The main thing I’ve learned from Chaos Order, since I haven’t had a chance to actually play it yet, is that assembling tuckboxes is fun. More games should come with tuckboxes.

I can already tell that I should devote serious time to figuring out how to teach it before I bring it to game night. Seems like a pretty hefty meal even before you get to the faction-specific rules.

Galaxy Trucker and Study in Emerald 1e are among my favorite games. I should try to get my friend Tyler to bring the latter out to game night tomorrow

Yes! I loved putting together those tuckboxes. And I’m notoriously all thumbs for that sort of thing. I love how precisely everything fits in them. More tuckboxes, fewer baggies.

Mine too! We’ve been playing a lot of ASiE 2e lately — because it’s so easy to table and we’ve had a number of irregular players lately — so we decided to play 1e a few weeks in a row with the regulars. I’d like to do at least three plays while it’s fresh.

Was this the new Galaxy Trucker edition? Have any opinions of it? Is there any reason to upgrade?

Sadly, no. We have an original edition with all the expansions. They’re so jumbled together that I have no idea if they could be peeled apart. We break it out once a year or so.

Summit: the Board Game just went live on GameFound for their expansion.

This is a game I’ve had my eye on for awhile, so was considering backing to get everything… but it is $185 to get EVERYTHING.

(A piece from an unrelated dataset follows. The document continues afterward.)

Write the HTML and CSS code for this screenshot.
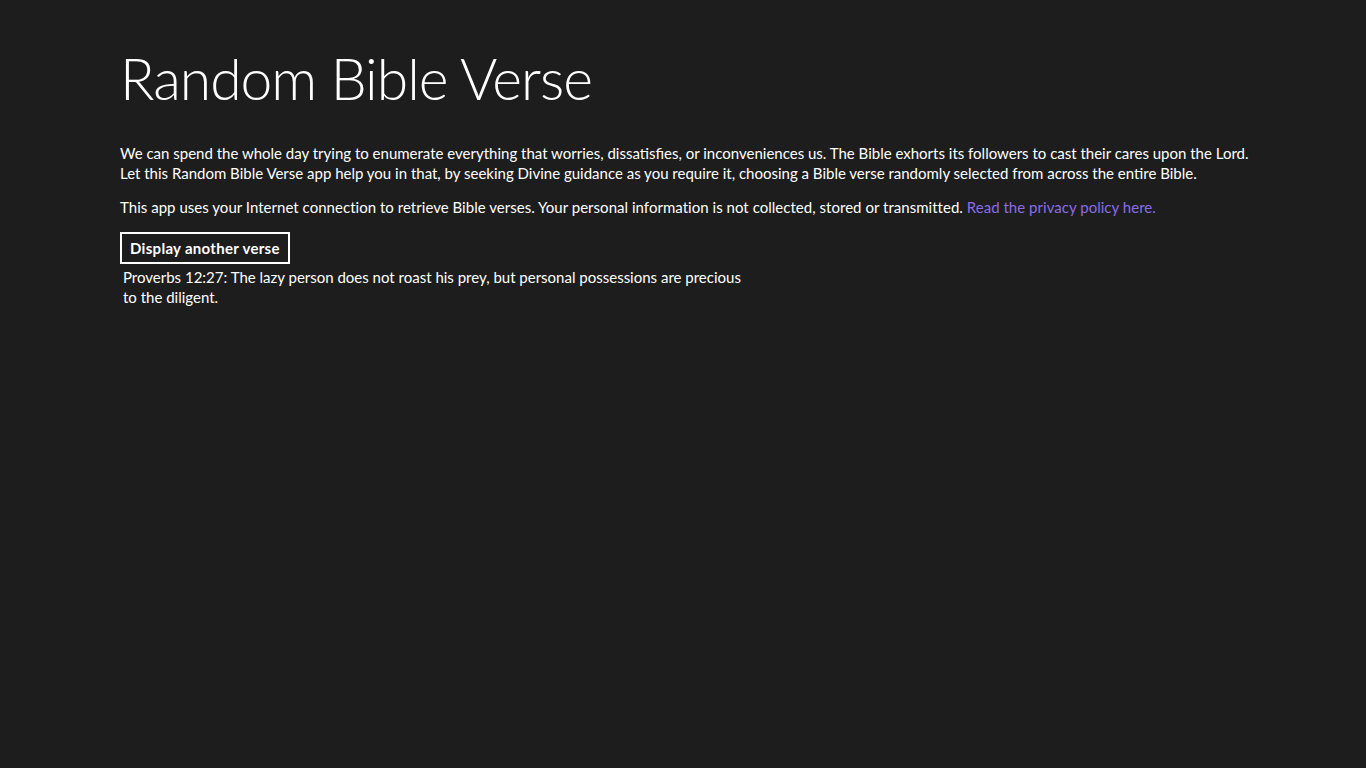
FILE: index.html
```html
<!DOCTYPE html>
<html lang="en">
<head>
<meta charset="utf-8">
<title>Random Bible Verse</title>
<link rel="stylesheet" href="styles.css">
</head>
<body>
<main class="page">
  <h1 class="title">Random Bible Verse</h1>
  <p class="intro">We can spend the whole day trying to enumerate everything that worries, dissatisfies, or inconveniences us. The Bible exhorts its followers to cast their cares upon the Lord. Let this Random Bible Verse app help you in that, by seeking Divine guidance as you require it, choosing a Bible verse randomly selected from across the entire Bible.</p>
  <p class="privacy">This app uses your Internet connection to retrieve Bible verses. Your personal information is not collected, stored or transmitted. <a class="link" href="#">Read the privacy policy here.</a></p>
  <button class="btn" type="button">Display another verse</button>
  <p class="verse">Proverbs 12:27: The lazy person does not roast his prey, but personal possessions are precious to the diligent.</p>
</main>
</body>
</html>
```
FILE: styles.css
```css
html, body {
  margin: 0;
  padding: 0;
  background: #1d1d1d;
  height: 100%;
}
body {
  font-family: "Lato", "Open Sans", sans-serif;
  color: #ffffff;
}
.page {
  padding: 42px 0 0 120px;
  width: 1140px;
}
.title {
  margin: 0;
  font-weight: 300;
  font-size: 57px;
  line-height: 72px;
  letter-spacing: -1px;
}
.intro {
  margin: 29px 0 0;
  font-size: 15px;
  line-height: 20px;
  width: 1140px;
}
.privacy {
  margin: 14px 0 0;
  font-size: 15px;
  line-height: 20px;
  letter-spacing: 0.03px;
}
.link {
  color: #8a6ce6;
  text-decoration: none;
}
.btn {
  margin-top: 15px;
  display: block;
  background: transparent;
  border: 2px solid #ffffff;
  color: #ffffff;
  font-family: inherit;
  font-weight: 700;
  font-size: 15px;
  letter-spacing: 0.3px;
  height: 32px;
  padding: 0 8px;
}
.verse {
  margin: 3px 0 0 3px;
  width: 625px;
  font-size: 15px;
  line-height: 20px;
}
```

Has anyone played this and the expansions? If so, how critical are the Yeti and Teams expansions?

Ha, yeah, mine’s in the same state. Just the first big expansion, though. Still, when I teach new people to play I wish I could teach them just the original, but I end up teaching them the expansion pieces just because that seems easier and more interesting than picking out all those pieces (and missing some and having them confuse a new player).